It was a momentous day for the Schatz Center. Our building grand opening was blessed with warm, sunny weather and an enthusiastic turnout. As I said in my remarks that day, when Charles Chamberlin and I met in my office 22 years ago to plan a promising new solar hydrogen project, neither of us had an inkling that it would lead to our wonderful new lab. But here we are—working with caring, passionate colleagues in a state-of-the-art facility. It’s been a great ride.

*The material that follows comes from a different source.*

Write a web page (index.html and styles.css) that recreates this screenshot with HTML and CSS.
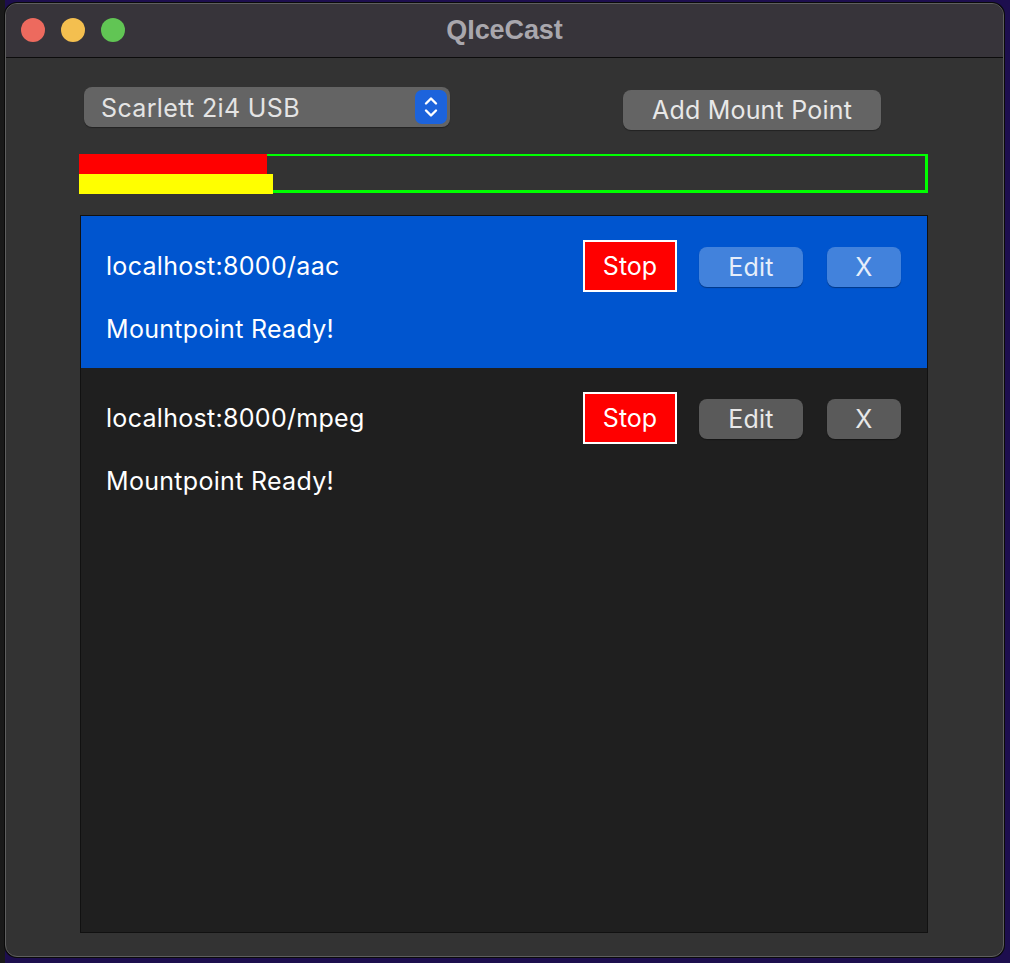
FILE: index.html
```html
<!DOCTYPE html>
<html>
<head>
<meta charset="utf-8">
<link rel="stylesheet" href="styles.css">
</head>
<body>
<div class="desk">
  <div class="window">
    <div class="titlebar">
      <div class="lights">
        <span class="light red"></span>
        <span class="light yellow"></span>
        <span class="light green"></span>
      </div>
      <div class="title">QIceCast</div>
    </div>
    <div class="content">
      <div class="toolbar">
        <div class="combo">
          <span class="combo-text">Scarlett 2i4 USB</span>
          <span class="stepper">
            <svg width="18" height="28" viewBox="0 0 18 28"><path d="M4 10.5 L9 5.5 L14 10.5 M4 17.5 L9 22.5 L14 17.5" fill="none" stroke="#fff" stroke-width="2.4" stroke-linecap="round" stroke-linejoin="round"/></svg>
          </span>
        </div>
        <button class="btn add">Add Mount Point</button>
      </div>
      <div class="meter">
        <div class="bar bar-red"></div>
        <div class="bar bar-yellow"></div>
      </div>
      <div class="list">
        <div class="row selected">
          <div class="row-top">
            <span class="url">localhost:8000/aac</span>
            <button class="stop">Stop</button>
            <button class="btn small edit">Edit</button>
            <button class="btn small x">X</button>
          </div>
          <div class="status">Mountpoint Ready!</div>
        </div>
        <div class="row">
          <div class="row-top">
            <span class="url">localhost:8000/mpeg</span>
            <button class="stop">Stop</button>
            <button class="btn small edit">Edit</button>
            <button class="btn small x">X</button>
          </div>
          <div class="status">Mountpoint Ready!</div>
        </div>
      </div>
    </div>
  </div>
</div>
</body>
</html>
```

FILE: styles.css
```css
html, body {
  margin: 0;
  padding: 0;
}
body {
  width: 1010px;
  height: 963px;
  background: linear-gradient(to right, #1a1a1a 0, #1a1a1a 5px, #1d0e4e 5px);
  overflow: hidden;
  font-family: "Inter", "Open Sans", sans-serif;
}
.desk {
  padding: 3px 0 0 5px;
}
.window {
  width: 997px;
  height: 952px;
  border: 1px solid #5e5e5e;
  border-radius: 12px;
  overflow: hidden;
  background: #333333;
  box-shadow: 0 0 0 1px #0a0a0a;
  display: flex;
  flex-direction: column;
}
.titlebar {
  height: 53px;
  flex: none;
  background: #37343a;
  border-bottom: 1px solid #0c0c0c;
  position: relative;
  display: flex;
  align-items: center;
  justify-content: center;
}
.lights {
  position: absolute;
  left: 15px;
  top: 14px;
  display: flex;
  gap: 16px;
}
.light {
  width: 24px;
  height: 24px;
  border-radius: 50%;
  display: block;
}
.red { background: #ed6a5e; }
.yellow { background: #f4bf4f; }
.green { background: #61c554; }
.title {
  font-family: "Liberation Sans", Arial, sans-serif;
  font-weight: bold;
  font-size: 27px;
  color: #a9a7ad;
  margin-left: 0;
  letter-spacing: -0.1px;
}
.content {
  flex: 1;
  padding: 29px 0 0 73px;
  display: flex;
  flex-direction: column;
}
.toolbar {
  display: flex;
  align-items: flex-start;
  height: 67px;
}
.combo {
  margin-left: 5px;
  width: 366px;
  height: 40px;
  box-sizing: border-box;
  background: #646464;
  border-radius: 8px;
  box-shadow: 0 1px 1px rgba(0,0,0,0.35);
  display: flex;
  align-items: center;
  justify-content: space-between;
  padding: 0 3px 0 17px;
}
.combo-text {
  font-size: 25px;
  letter-spacing: 0.35px;
  color: #e4e4e4;
  padding-top: 1px;
}
.stepper {
  width: 32px;
  height: 34px;
  border-radius: 7px;
  background: #1c63dc;
  display: flex;
  align-items: center;
  justify-content: center;
}
.btn {
  font-family: "Inter", "Open Sans", sans-serif;
  border: none;
  background: #646464;
  color: #e8e8e8;
  border-radius: 8px;
  box-shadow: 0 1px 1px rgba(0,0,0,0.35);
  padding: 0;
  font-size: 25px;
  letter-spacing: 0.2px;
}
.add {
  margin-left: 173px;
  margin-top: 3px;
  width: 258px;
  height: 40px;
}
.meter {
  width: 849px;
  height: 39px;
  box-sizing: border-box;
  border: 3px solid #00ff00;
  border-top-width: 2px;
  position: relative;
}
.bar {
  position: absolute;
  left: -3px;
}
.bar-red {
  top: -2px;
  width: 188px;
  height: 20px;
  background: #ff0000;
}
.bar-yellow {
  top: 18px;
  width: 194px;
  height: 20px;
  background: #ffff00;
}
.list {
  margin-top: 22px;
  margin-left: 1px;
  width: 848px;
  height: 718px;
  box-sizing: border-box;
  background: #1f1f1f;
  border: 1px solid #111;
}
.row {
  height: 152px;
  box-sizing: border-box;
  padding: 24px 0 0 25px;
  color: #fff;
}
.row.selected {
  background: #0055cf;
}
.row-top {
  display: flex;
  align-items: center;
  height: 52px;
}
.url {
  font-size: 25px;
  letter-spacing: 0.3px;
  width: 477px;
}
.stop {
  font-family: "Inter", "Open Sans", sans-serif;
  width: 94px;
  height: 52px;
  box-sizing: border-box;
  background: #ff0000;
  border: 2px solid #ffffff;
  color: #fff;
  font-size: 25px;
  padding: 0;
}
.small {
  height: 40px;
  margin-top: 1px;
}
.edit {
  margin-left: 22px;
  width: 104px;
}
.x {
  margin-left: 24px;
  width: 74px;
}
.selected .small {
  background: #4282dc;
  color: #e6eefa;
}
.row:not(.selected) .small {
  background: #5a5a5a;
}
.status {
  font-size: 25px;
  letter-spacing: 0.3px;
  margin-top: 22px;
}
```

Meanwhile in California, there’s more disappointing news in funding for renewable energy research. Already seriously underfunded, research on tomorrow’s energy technologies took a body blow when the dysfunctional California legislature failed to extend the public goods charge. That charge is a very modest ($1-2/month) surtax that has been added to utility bills to fund the Public Interest Energy Research (PIER) program. PIER has sponsored a number of research programs through the California Energy Commission, including some at SERC, many specifically aimed at renewable energy. Now the public goods charge will expire at year’s end and prospects for its revival are murky, at best. If you’re concerned about building a sustainable energy future, please contact your legislators and encourage them to work to extend this valuable program.
We’re enjoying an unusually warm and sunny early fall here on the north coast. I hope all of you get some similarly good weather before the days get short and cold.